● **What you will do**:
Omit the pictures and print exactly the lines of the listing below, starting at the first and ending at the line containing "const colW = ['w-[174px]', 'w-[175px]', 'w-[175px]'];".

● **Supplied material**:
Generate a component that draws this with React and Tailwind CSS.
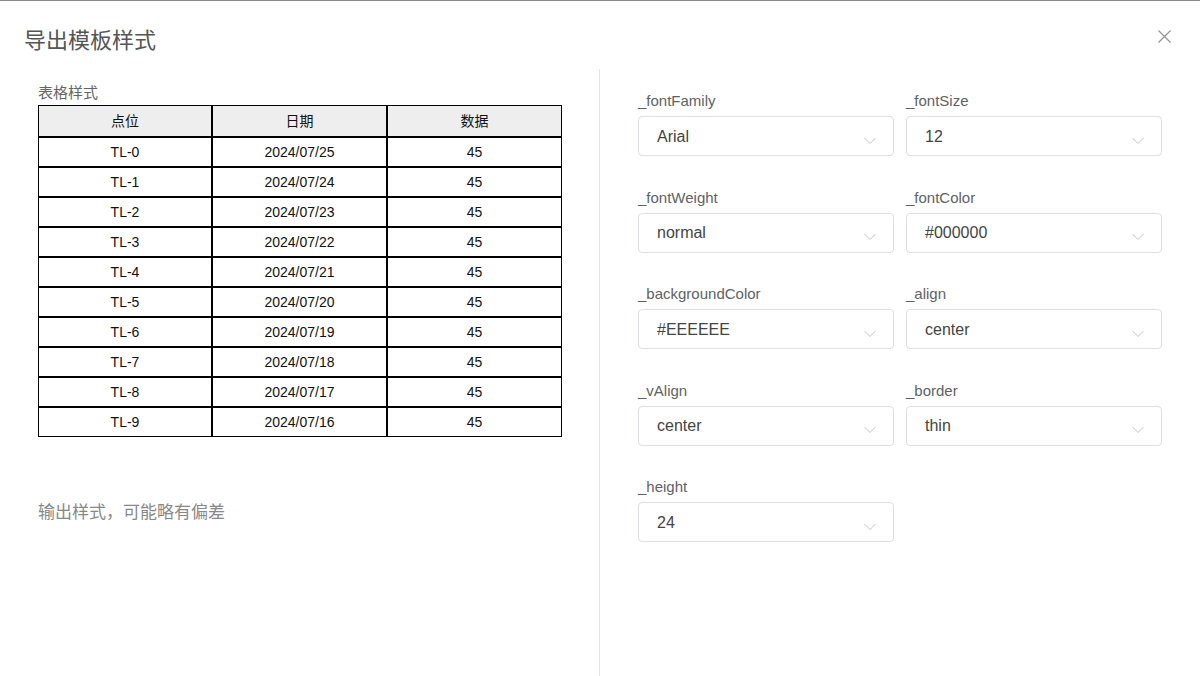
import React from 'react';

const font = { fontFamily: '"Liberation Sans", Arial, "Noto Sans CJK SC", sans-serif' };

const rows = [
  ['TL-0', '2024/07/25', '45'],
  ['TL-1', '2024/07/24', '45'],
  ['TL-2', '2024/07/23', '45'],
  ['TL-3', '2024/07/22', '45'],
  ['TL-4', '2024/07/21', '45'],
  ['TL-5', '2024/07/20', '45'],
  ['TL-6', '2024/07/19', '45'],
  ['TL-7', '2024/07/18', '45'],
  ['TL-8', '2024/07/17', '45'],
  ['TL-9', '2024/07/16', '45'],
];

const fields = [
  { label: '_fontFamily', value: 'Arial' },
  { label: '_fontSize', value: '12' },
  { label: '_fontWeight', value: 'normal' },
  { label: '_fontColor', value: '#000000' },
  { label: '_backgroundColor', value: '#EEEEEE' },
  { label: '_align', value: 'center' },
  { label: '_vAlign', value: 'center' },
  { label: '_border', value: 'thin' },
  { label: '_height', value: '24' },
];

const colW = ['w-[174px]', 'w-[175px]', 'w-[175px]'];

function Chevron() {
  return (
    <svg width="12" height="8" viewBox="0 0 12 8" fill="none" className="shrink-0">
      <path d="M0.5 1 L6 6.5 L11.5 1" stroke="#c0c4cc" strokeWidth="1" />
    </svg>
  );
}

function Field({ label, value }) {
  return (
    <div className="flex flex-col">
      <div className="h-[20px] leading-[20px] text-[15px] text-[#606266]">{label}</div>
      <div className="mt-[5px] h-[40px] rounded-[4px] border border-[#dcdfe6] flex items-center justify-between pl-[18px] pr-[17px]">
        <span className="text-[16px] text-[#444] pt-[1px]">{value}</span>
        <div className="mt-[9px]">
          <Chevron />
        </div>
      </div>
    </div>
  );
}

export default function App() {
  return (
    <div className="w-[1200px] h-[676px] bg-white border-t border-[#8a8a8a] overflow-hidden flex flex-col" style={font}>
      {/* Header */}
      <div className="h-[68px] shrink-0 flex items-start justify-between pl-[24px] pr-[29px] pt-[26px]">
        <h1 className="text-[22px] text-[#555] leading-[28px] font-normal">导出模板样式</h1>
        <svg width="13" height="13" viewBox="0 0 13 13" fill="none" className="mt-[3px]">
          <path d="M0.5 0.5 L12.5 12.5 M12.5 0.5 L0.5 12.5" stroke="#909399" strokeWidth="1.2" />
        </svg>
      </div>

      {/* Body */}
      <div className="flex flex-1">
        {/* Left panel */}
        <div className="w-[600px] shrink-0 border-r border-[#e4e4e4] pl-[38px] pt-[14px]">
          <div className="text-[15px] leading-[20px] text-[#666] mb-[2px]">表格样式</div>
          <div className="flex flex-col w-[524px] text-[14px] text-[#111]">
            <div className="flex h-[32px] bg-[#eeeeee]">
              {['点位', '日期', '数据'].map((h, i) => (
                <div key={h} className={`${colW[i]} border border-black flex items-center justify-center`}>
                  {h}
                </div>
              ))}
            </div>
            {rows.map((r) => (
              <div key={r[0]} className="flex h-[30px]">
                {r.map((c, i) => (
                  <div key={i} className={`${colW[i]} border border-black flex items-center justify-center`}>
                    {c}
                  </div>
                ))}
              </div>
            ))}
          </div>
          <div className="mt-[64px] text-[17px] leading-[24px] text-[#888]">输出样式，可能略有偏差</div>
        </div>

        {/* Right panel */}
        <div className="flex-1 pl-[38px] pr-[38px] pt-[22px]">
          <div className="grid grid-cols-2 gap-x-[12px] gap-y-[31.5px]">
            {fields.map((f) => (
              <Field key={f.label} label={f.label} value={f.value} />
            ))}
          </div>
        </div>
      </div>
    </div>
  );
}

● **Result for this task**:
Generate a component that draws this with React and Tailwind CSS.
import React from 'react';

const font = { fontFamily: '"Liberation Sans", Arial, "Noto Sans CJK SC", sans-serif' };

const rows = [
  ['TL-0', '2024/07/25', '45'],
  ['TL-1', '2024/07/24', '45'],
  ['TL-2', '2024/07/23', '45'],
  ['TL-3', '2024/07/22', '45'],
  ['TL-4', '2024/07/21', '45'],
  ['TL-5', '2024/07/20', '45'],
  ['TL-6', '2024/07/19', '45'],
  ['TL-7', '2024/07/18', '45'],
  ['TL-8', '2024/07/17', '45'],
  ['TL-9', '2024/07/16', '45'],
];

const fields = [
  { label: '_fontFamily', value: 'Arial' },
  { label: '_fontSize', value: '12' },
  { label: '_fontWeight', value: 'normal' },
  { label: '_fontColor', value: '#000000' },
  { label: '_backgroundColor', value: '#EEEEEE' },
  { label: '_align', value: 'center' },
  { label: '_vAlign', value: 'center' },
  { label: '_border', value: 'thin' },
  { label: '_height', value: '24' },
];

const colW = ['w-[174px]', 'w-[175px]', 'w-[175px]'];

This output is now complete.